Provided records -
^^^^
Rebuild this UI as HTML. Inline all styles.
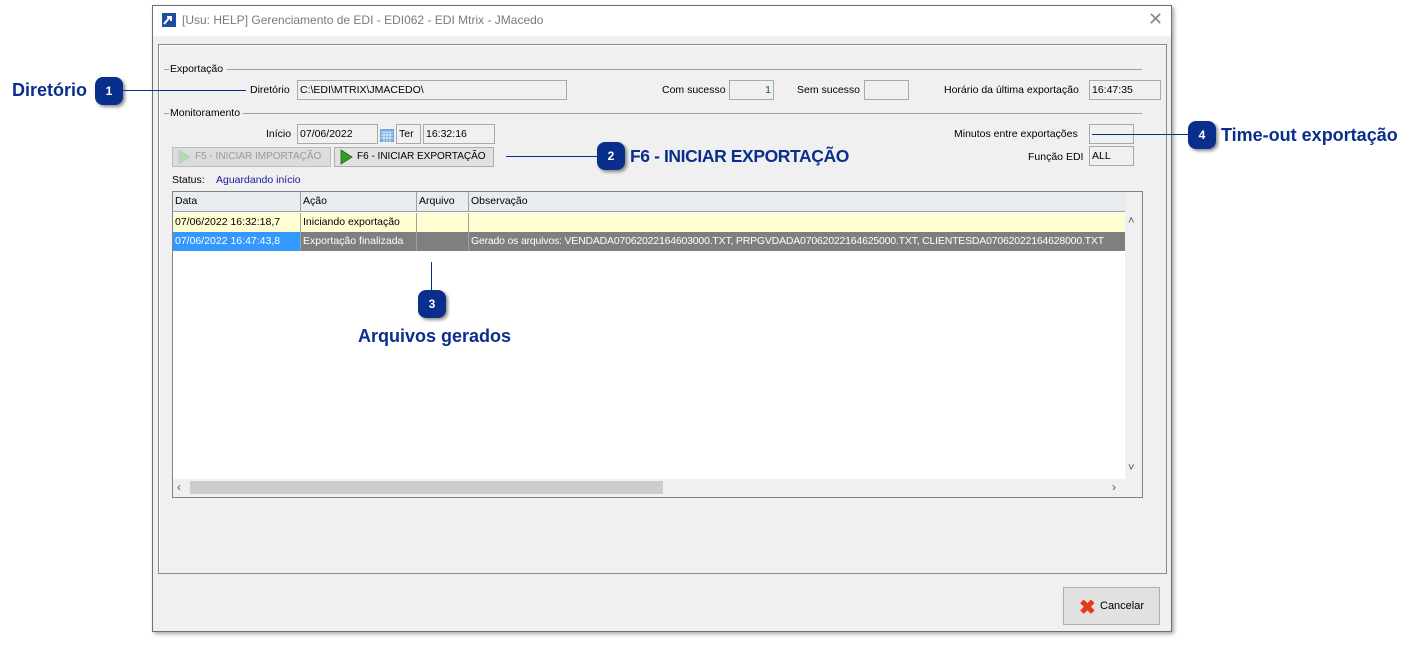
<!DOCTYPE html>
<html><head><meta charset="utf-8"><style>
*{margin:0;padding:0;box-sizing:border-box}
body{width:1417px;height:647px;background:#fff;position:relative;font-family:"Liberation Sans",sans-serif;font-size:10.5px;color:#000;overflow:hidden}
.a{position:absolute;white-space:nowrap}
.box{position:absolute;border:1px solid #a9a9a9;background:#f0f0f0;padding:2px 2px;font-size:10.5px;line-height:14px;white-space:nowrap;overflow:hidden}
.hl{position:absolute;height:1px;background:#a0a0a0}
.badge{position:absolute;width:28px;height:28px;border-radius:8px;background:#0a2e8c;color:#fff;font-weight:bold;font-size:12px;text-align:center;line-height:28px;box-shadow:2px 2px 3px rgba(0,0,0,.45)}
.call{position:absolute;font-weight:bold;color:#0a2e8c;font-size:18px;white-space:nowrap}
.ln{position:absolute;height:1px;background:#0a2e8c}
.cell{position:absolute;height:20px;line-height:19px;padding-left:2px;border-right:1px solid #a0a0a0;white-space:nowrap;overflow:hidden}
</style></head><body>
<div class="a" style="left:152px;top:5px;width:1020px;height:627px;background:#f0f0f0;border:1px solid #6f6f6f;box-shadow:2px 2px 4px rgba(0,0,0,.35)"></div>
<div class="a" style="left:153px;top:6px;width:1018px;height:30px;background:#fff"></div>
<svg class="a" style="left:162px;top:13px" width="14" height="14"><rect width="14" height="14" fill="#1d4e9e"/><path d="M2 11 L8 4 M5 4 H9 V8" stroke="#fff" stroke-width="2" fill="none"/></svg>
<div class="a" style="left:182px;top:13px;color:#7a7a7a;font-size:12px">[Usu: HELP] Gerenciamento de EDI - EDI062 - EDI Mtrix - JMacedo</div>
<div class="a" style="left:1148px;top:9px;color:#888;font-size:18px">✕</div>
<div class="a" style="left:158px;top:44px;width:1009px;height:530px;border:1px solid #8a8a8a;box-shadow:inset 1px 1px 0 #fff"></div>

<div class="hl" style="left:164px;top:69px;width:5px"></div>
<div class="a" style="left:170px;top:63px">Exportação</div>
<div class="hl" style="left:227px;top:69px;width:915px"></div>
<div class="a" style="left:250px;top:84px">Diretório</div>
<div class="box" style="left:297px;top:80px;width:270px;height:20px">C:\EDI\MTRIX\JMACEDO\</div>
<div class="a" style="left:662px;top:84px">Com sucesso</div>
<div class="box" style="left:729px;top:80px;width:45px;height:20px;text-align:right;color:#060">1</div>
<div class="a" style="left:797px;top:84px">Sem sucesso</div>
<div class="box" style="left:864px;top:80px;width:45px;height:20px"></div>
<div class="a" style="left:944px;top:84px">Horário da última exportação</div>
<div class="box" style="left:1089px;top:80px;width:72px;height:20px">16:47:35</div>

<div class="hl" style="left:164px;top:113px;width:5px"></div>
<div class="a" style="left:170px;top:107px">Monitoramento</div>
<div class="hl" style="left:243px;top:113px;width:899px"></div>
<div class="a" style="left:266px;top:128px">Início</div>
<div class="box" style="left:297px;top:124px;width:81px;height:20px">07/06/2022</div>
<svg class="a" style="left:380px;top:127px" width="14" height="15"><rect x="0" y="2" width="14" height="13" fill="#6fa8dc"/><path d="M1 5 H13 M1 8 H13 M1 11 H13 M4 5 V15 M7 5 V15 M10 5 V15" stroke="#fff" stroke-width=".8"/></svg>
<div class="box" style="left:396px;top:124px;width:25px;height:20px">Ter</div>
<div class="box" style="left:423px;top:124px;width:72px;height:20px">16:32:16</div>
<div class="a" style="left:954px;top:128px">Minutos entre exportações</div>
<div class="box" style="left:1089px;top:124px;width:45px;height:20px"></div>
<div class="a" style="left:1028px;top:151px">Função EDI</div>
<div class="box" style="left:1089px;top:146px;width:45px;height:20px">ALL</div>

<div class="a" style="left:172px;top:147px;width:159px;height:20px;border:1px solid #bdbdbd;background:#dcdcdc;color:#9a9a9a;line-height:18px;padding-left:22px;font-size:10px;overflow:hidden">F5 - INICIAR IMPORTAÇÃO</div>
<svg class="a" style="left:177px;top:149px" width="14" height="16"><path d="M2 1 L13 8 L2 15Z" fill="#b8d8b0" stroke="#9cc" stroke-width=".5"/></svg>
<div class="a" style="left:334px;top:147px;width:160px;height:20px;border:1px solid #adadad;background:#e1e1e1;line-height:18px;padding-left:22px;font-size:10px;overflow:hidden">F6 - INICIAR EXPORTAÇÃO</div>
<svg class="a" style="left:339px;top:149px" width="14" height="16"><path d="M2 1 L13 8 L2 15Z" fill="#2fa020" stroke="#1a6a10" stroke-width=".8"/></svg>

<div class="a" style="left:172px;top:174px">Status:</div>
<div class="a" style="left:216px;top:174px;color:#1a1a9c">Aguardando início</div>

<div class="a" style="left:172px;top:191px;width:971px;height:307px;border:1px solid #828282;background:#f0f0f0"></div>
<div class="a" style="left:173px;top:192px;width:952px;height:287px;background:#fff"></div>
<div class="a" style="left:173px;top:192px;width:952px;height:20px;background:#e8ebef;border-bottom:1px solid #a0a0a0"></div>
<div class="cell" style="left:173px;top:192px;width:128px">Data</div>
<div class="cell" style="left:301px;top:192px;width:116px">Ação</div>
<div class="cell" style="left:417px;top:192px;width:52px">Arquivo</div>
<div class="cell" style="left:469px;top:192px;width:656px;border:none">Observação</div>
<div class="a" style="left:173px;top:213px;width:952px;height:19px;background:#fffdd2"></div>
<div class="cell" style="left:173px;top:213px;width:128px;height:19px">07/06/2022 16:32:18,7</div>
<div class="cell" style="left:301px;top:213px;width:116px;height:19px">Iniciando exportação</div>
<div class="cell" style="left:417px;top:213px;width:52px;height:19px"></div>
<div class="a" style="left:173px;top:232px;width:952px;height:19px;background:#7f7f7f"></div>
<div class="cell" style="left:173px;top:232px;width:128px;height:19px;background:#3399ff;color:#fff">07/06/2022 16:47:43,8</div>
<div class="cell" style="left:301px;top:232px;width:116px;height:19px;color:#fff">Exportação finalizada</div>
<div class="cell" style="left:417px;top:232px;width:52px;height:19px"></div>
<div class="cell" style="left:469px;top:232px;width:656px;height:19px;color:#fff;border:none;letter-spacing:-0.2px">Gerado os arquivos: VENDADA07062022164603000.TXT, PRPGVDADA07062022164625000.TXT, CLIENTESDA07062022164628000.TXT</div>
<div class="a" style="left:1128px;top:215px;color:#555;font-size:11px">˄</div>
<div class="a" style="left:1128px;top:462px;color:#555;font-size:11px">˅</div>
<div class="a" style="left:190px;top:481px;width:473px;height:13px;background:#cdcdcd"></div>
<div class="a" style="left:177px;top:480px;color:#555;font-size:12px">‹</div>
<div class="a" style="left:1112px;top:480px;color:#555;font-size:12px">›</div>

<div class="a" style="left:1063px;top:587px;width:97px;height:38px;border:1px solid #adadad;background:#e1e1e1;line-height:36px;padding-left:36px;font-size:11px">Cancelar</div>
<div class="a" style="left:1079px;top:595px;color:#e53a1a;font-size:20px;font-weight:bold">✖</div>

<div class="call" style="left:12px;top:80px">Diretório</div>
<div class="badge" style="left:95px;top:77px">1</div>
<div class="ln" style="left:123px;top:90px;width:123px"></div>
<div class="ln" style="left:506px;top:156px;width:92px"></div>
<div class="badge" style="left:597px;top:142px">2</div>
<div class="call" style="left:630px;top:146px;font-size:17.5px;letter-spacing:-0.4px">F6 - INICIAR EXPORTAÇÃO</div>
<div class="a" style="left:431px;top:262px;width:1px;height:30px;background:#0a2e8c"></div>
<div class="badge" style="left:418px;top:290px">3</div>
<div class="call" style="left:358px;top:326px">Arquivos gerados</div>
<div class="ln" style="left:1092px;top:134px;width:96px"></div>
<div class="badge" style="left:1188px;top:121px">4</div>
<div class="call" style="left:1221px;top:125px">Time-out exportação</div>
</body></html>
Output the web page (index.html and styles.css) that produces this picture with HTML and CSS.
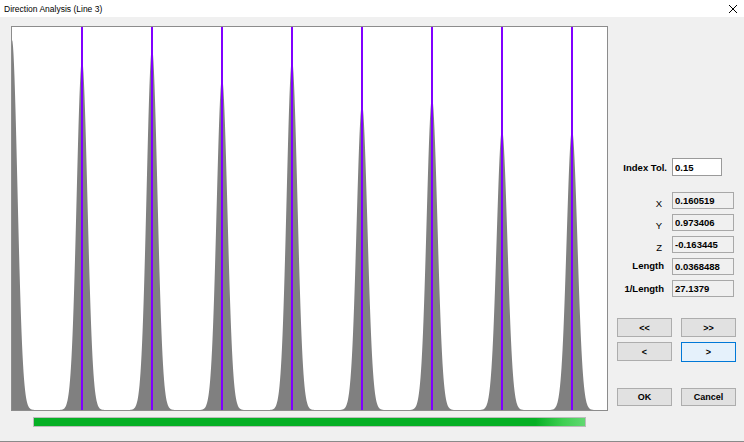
^^^^
Goal of the exercise - Return nothing except the number of lines that include the string "styles".

Final result - 2